Was passiert im Körper bei Stress?
Sind wir physischen oder psychischen Stressreizen ausgesetzt, läutet unser Körper augenblicklich die Alarmglocke. Der Hypothalamus aktiviert das sympathische Nervensystem, das sich bis zu fast jedem Organ hin verzweigt. Nervenimpulse erreichen die Nebennieren. Sie produzieren Adrenalin und geben es in die Blutbahn ab, um einen Zustand völliger Wachsamkeit und Handlungsfähigkeit zu erreichen. Noradrenalin wird ausgeschüttet. Das wiederum bewirkt, dass die Nebennierenrinde das als »Stresshormon« bekannte Cortisol bildet. Seine wichtigste Funktion besteht darin, dass es den Organismus widerstandsfähig macht. Dazu wirkt Cortisol auf das Immunsystem ein. Es fährt dessen Aktivität herunter und drosselt Entzündungsreaktionen. Der Hypothalamus verlässt sich jedoch nicht nur auf das vegetative Nervensystem, um den Körper auf Stress vorzubereiten. Hormone, die von der Hypophyse ins Blut abgegeben werden, erreichen nach einigen Sekunden ebenfalls die Nebennieren. Glukokortikoide werden produziert, wodurch die Wirkung von Adrenalin verstärkt und verlängert wird.
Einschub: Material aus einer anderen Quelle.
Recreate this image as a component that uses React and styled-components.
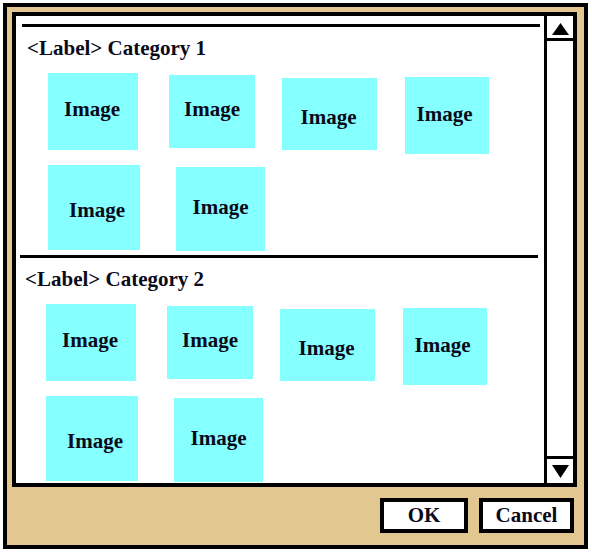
import React from "react"
import styled, { createGlobalStyle } from "styled-components"

const GlobalStyle = createGlobalStyle`
  body {
    margin: 0;
    background: #fff;
    font-family: "Liberation Serif", "Times New Roman", serif;
  }
`

const Frame = styled.div`
  box-sizing: border-box;
  width: 585px;
  height: 546px;
  margin: 3px 0 0 3px;
  padding: 5px 7px 0 5px;
  border: 4px solid #000;
  background: #e2c890;
  display: flex;
  flex-direction: column;
`

const Panel = styled.div`
  box-sizing: border-box;
  height: 475px;
  border: 4px solid #000;
  background: #fff;
  display: flex;
`

const List = styled.div`
  flex: 1;
  overflow: hidden;
  padding-top: 4px;
`

const Section = styled.section`
  padding-top: 4px;
`

const Rule = styled.div`
  width: 518px;
  height: 3px;
  margin-left: ${({ $indent }) => $indent}px;
  background: #000;
`

const Label = styled.h3`
  margin: 9px 0 0;
  padding-left: ${({ $indent }) => $indent + 5}px;
  font-family: "Liberation Serif", "Times New Roman", serif;
  font-size: 21px;
  line-height: 24px;
  font-weight: bold;
  color: #0a0a1a;
`

const Tiles = styled.div`
  display: grid;
  grid-template-columns: 121px 113px 123px 1fr;
  row-gap: 11px;
  align-items: start;
  margin-top: 13px;
  padding-left: ${({ $indent }) => $indent + 26}px;
`

const Tile = styled.div`
  box-sizing: border-box;
  width: ${({ $w }) => $w}px;
  height: ${({ $h }) => $h}px;
  margin: ${({ $top }) => $top}px 0 0 ${({ $left }) => $left || 0}px;
  padding: ${({ $ty }) => Math.max(0, 2 * $ty)}px
    ${({ $tx }) => Math.max(0, -2 * $tx)}px
    ${({ $ty }) => Math.max(0, -2 * $ty)}px
    ${({ $tx }) => Math.max(0, 2 * $tx)}px;
  display: flex;
  align-items: center;
  justify-content: center;
  background: #86ffff;
  font-family: "Liberation Serif", "Times New Roman", serif;
  font-size: 21px;
  line-height: 24px;
  font-weight: bold;
  color: #0a0a1a;
`

const Scrollbar = styled.div`
  box-sizing: border-box;
  width: 29px;
  border-left: 3px solid #000;
  display: flex;
  flex-direction: column;
  justify-content: space-between;
`

const ArrowButton = styled.div`
  display: flex;
  align-items: center;
  justify-content: center;
  height: ${({ $up }) => ($up ? 18 : 24)}px;
  padding-top: ${({ $up }) => ($up ? 4 : 0)}px;
  ${({ $up }) => ($up ? "border-bottom" : "border-top")}: 3px solid #000;
`

const Actions = styled.div`
  display: flex;
  justify-content: flex-end;
  gap: 11px;
  margin: 11px 3px 0 0;
`

const Button = styled.button`
  box-sizing: border-box;
  width: ${({ $w }) => $w}px;
  height: 35px;
  padding: 0;
  border: 4px solid #000;
  background: #fff;
  font-family: "Liberation Serif", "Times New Roman", serif;
  font-size: 21px;
  font-weight: bold;
  color: #0a0a1a;
`

const tiles = [
  { w: 90, h: 77, top: 0, tx: -1, ty: -3 },
  { w: 86, h: 73, top: 2, tx: 0, ty: -3 },
  { w: 95, h: 72, top: 5, tx: -1, ty: 2.5 },
  { w: 84, h: 77, top: 4, tx: -2.5, ty: -2 },
  { w: 92, h: 85, top: 0, tx: 3, ty: 2 },
  { w: 89, h: 84, top: 2, left: 7, tx: 0, ty: -2 },
]

const Category = ({ title, indent }) => (
  <Section>
    <Rule $indent={indent} />
    <Label $indent={indent}>&lt;Label&gt; {title}</Label>
    <Tiles $indent={indent}>
      {tiles.map((t, i) => (
        <Tile
          key={i}
          $w={t.w}
          $h={t.h}
          $top={t.top}
          $left={t.left}
          $tx={t.tx}
          $ty={t.ty}
        >
          Image
        </Tile>
      ))}
    </Tiles>
  </Section>
)

const App = () => (
  <>
    <GlobalStyle />
    <Frame>
      <Panel>
        <List>
          <Category title="Category 1" indent={6} />
          <Category title="Category 2" indent={4} />
        </List>
        <Scrollbar>
          <ArrowButton $up>
            <svg width="17" height="12" viewBox="0 0 17 12">
              <polygon points="8.5,0 17,12 0,12" fill="#000" />
            </svg>
          </ArrowButton>
          <ArrowButton>
            <svg width="17" height="13" viewBox="0 0 17 13">
              <polygon points="0,0 17,0 8.5,13" fill="#000" />
            </svg>
          </ArrowButton>
        </Scrollbar>
      </Panel>
      <Actions>
        <Button $w={88}>OK</Button>
        <Button $w={95}>Cancel</Button>
      </Actions>
    </Frame>
  </>
)

export default App
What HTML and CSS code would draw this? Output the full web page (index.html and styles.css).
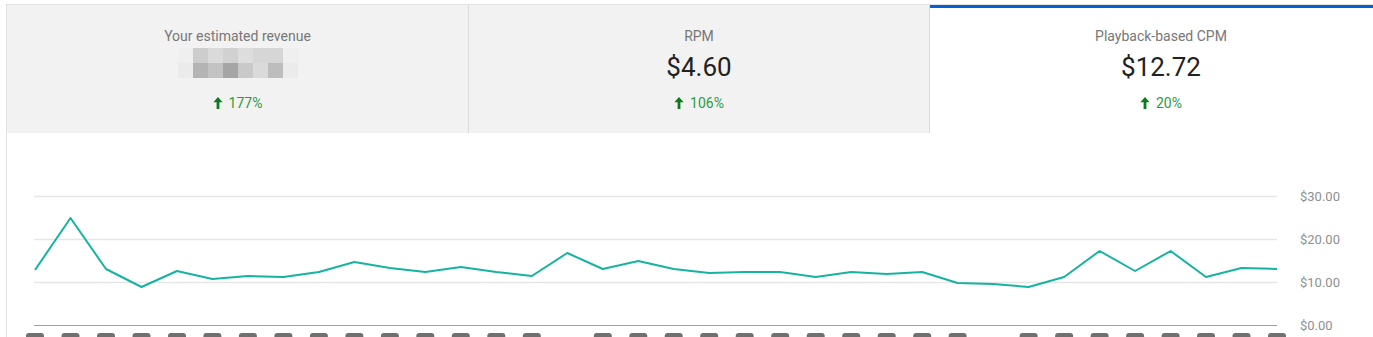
FILE: index.html
```html
<!DOCTYPE html>
<html lang="en">
<head>
    <meta charset="UTF-8">
    <title>Revenue - Analytics</title>
    <link rel="stylesheet" href="styles.css">
</head>
<body>
    <div class="card">
        <div class="tabs">
            <div class="tab">
                <div class="label">Your estimated revenue</div>
                <div class="value">
                    <!-- value hidden behind a mosaic -->
                    <div class="mosaic">
                        <span class="g1"></span><span class="g5"></span><span class="g4"></span><span class="g5b"></span>
                        <span class="g3"></span><span class="g4b"></span><span class="g4b"></span><span class="g1"></span>
                        <span class="g2"></span><span class="g7"></span><span class="g6"></span><span class="g8"></span>
                        <span class="g5c"></span><span class="g4"></span><span class="g6b"></span><span class="g2"></span>
                    </div>
                </div>
                <div class="delta">
                    <svg class="arrow" viewBox="0 0 10 12"><path d="M5 0L0.4 5.2H3.6V12H6.4V5.2H9.6Z"/></svg>
                    <span>177%</span>
                </div>
            </div>
            <div class="tab">
                <div class="label">RPM</div>
                <div class="value">$4.60</div>
                <div class="delta">
                    <svg class="arrow" viewBox="0 0 10 12"><path d="M5 0L0.4 5.2H3.6V12H6.4V5.2H9.6Z"/></svg>
                    <span>106%</span>
                </div>
            </div>
            <div class="tab active">
                <div class="label">Playback-based CPM</div>
                <div class="value">$12.72</div>
                <div class="delta">
                    <svg class="arrow" viewBox="0 0 10 12"><path d="M5 0L0.4 5.2H3.6V12H6.4V5.2H9.6Z"/></svg>
                    <span>20%</span>
                </div>
            </div>
        </div>

        <div class="chart">
            <svg class="chart-svg" width="1366" height="204" viewBox="7 133 1366 204">
                <g class="grid">
                    <line x1="34" y1="196.5" x2="1277" y2="196.5"/>
                    <line x1="34" y1="239.5" x2="1277" y2="239.5"/>
                    <line x1="34" y1="282.5" x2="1277" y2="282.5"/>
                </g>
                <line class="baseline" x1="34" y1="325.5" x2="1277" y2="325.5"/>

                <g class="axis-labels">
                    <text x="1300" y="196.5">$30.00</text>
                    <text x="1300" y="239.5">$20.00</text>
                    <text x="1300" y="282.5">$10.00</text>
                    <text x="1300" y="325.5">$0.00</text>
                </g>

                <polyline class="series" points="35,270 70.5,218 106,269 141.5,287 177,271 212.4,279 247.9,276 283.4,277 318.9,272 354.4,262 389.9,268 425.3,272 460.8,267 496.3,272 531.8,276 567.3,253 602.8,269 638.3,261 673.7,269 709.2,273 744.7,272 780.2,272 815.7,277 851.2,272 886.7,274 922.2,272 957.6,283 993.1,284 1028.6,287 1064.1,277 1099.6,251 1135.1,271 1170.6,251 1206,277 1241.5,268 1277,269"/>

                <!-- date labels are blurred out, only the blocks remain -->
                <g class="ticks">
                    <rect x="26" y="333" width="18" height="10" rx="3"/>
                    <rect x="61.5" y="333" width="18" height="10" rx="3"/>
                    <rect x="97" y="333" width="18" height="10" rx="3"/>
                    <rect x="132.5" y="333" width="18" height="10" rx="3"/>
                    <rect x="168" y="333" width="18" height="10" rx="3"/>
                    <rect x="203.4" y="333" width="18" height="10" rx="3"/>
                    <rect x="238.9" y="333" width="18" height="10" rx="3"/>
                    <rect x="274.4" y="333" width="18" height="10" rx="3"/>
                    <rect x="309.9" y="333" width="18" height="10" rx="3"/>
                    <rect x="345.4" y="333" width="18" height="10" rx="3"/>
                    <rect x="380.9" y="333" width="18" height="10" rx="3"/>
                    <rect x="416.3" y="333" width="18" height="10" rx="3"/>
                    <rect x="451.8" y="333" width="18" height="10" rx="3"/>
                    <rect x="487.3" y="333" width="18" height="10" rx="3"/>
                    <rect x="522.8" y="333" width="18" height="10" rx="3"/>
                    <rect x="593.8" y="333" width="18" height="10" rx="3"/>
                    <rect x="629.3" y="333" width="18" height="10" rx="3"/>
                    <rect x="664.7" y="333" width="18" height="10" rx="3"/>
                    <rect x="700.2" y="333" width="18" height="10" rx="3"/>
                    <rect x="735.7" y="333" width="18" height="10" rx="3"/>
                    <rect x="771.2" y="333" width="18" height="10" rx="3"/>
                    <rect x="806.7" y="333" width="18" height="10" rx="3"/>
                    <rect x="842.2" y="333" width="18" height="10" rx="3"/>
                    <rect x="877.7" y="333" width="18" height="10" rx="3"/>
                    <rect x="913.2" y="333" width="18" height="10" rx="3"/>
                    <rect x="948.6" y="333" width="18" height="10" rx="3"/>
                    <rect x="1019.6" y="333" width="18" height="10" rx="3"/>
                    <rect x="1055.1" y="333" width="18" height="10" rx="3"/>
                    <rect x="1090.6" y="333" width="18" height="10" rx="3"/>
                    <rect x="1126.1" y="333" width="18" height="10" rx="3"/>
                    <rect x="1161.6" y="333" width="18" height="10" rx="3"/>
                    <rect x="1197" y="333" width="18" height="10" rx="3"/>
                    <rect x="1232.5" y="333" width="18" height="10" rx="3"/>
                    <rect x="1268" y="333" width="18" height="10" rx="3"/>
                </g>
            </svg>
        </div>
    </div>
</body>
</html>
```

FILE: styles.css
```css
html, body {
    margin: 0;
    overflow: hidden;
    background: white;
}
body {
    padding: 4px 0 0 6px;
    font-family: Roboto, 'Noto Sans', Arial, sans-serif;
}
/* the card is wider than the window, the last tab runs off the edge */
.card {
    width: 1385px;
    border-top: 1px solid #e2e2e2;
    border-left: 1px solid #e2e2e2;
    background: white;
}
.tabs {
    display: grid;
    grid-template-columns: 462px 461px 462px;
    height: 128px;
}
.tab {
    background: #f2f2f2;
    border-right: 1px solid #dcdcdc;
    text-align: center;
    padding-top: 21px;
}
.tab.active {
    background: white;
    border-right: none;
    box-shadow: inset 0 3px 0 #065fd4;
}
.label {
    font-size: 14px;
    line-height: 20px;
    color: #777777;
}
.value {
    margin-top: 5px;
    height: 32px;
    font-size: 26px;
    line-height: 32px;
    color: #222222;
}
.mosaic {
    display: grid;
    grid-template-columns: repeat(8, 15px);
    grid-auto-rows: 15px;
    width: 120px;
    margin: 0 auto;
    position: relative;
    top: -3px;
}
.g1 { background: #efefef; }
.g2 { background: #ebebeb; }
.g3 { background: #dddddd; }
.g4 { background: #dadada; }
.g4b { background: #d6d6d6; }
.g5 { background: #cdcdcd; }
.g5b { background: #d1d1d1; }
.g5c { background: #c9c9c9; }
.g6 { background: #c3c3c3; }
.g6b { background: #bdbdbd; }
.g7 { background: #b4b4b4; }
.g8 { background: #a5a5a5; }

.delta {
    margin-top: 10px;
    display: flex;
    justify-content: center;
    align-items: center;
    gap: 6px;
    font-size: 14px;
    line-height: 20px;
    color: #2e9b3e;
}
.arrow {
    width: 10px;
    height: 12px;
    fill: #0d7a1d;
}

.chart {
    height: 204px;
}
.chart-svg {
    display: block;
}
.grid line {
    stroke: #e6e6e6;
    stroke-width: 1.5;
}
.baseline {
    stroke: #a0a0a0;
    stroke-width: 1;
}
.axis-labels text {
    font-family: Roboto, Arial, sans-serif;
    font-size: 13px;
    fill: #8f8f8f;
    dominant-baseline: central;
}
.series {
    fill: none;
    stroke: #16b3a0;
    stroke-width: 2;
    stroke-linejoin: round;
}
.ticks rect {
    fill: #707070;
}
```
Wenn chronischer Stress krank macht
Anhaltender oder wiederkehrender Stress erhöht das Risiko zu erkranken beziehungsweise dass bestehende Krankheiten einen negativeren Verlauf nehmen und sich Symptome verschlimmern. Er beansprucht und belastet die Blutgefäße und erhöht das Risiko für Herz-Kreislauf-Erkrankungen. Cortisol wirkt in akuten Stresssituationen entzündungshemmend. Dauerhaft in Aktion, erhöht es die Anfälligkeit von Zellen für Erreger. Zudem bedarf die unaufhörliche Bildung des Stresshormons Cortisol so vieler Ressourcen, dass der Herstellung
anderer Hormone sprichwörtlich das Wasser abgegraben wird. Der Hormonhaushalt gerät aus dem Gleichgewicht. Cortisol ist ebenso wie Östrogen und Testosteron ein Steroidhormon. Es kann dazu beitragen, dass es zu einer Verschiebung im Gleichgewicht zwischen entzündungshemmenden und entzündungsfördernden Zytokinen kommt.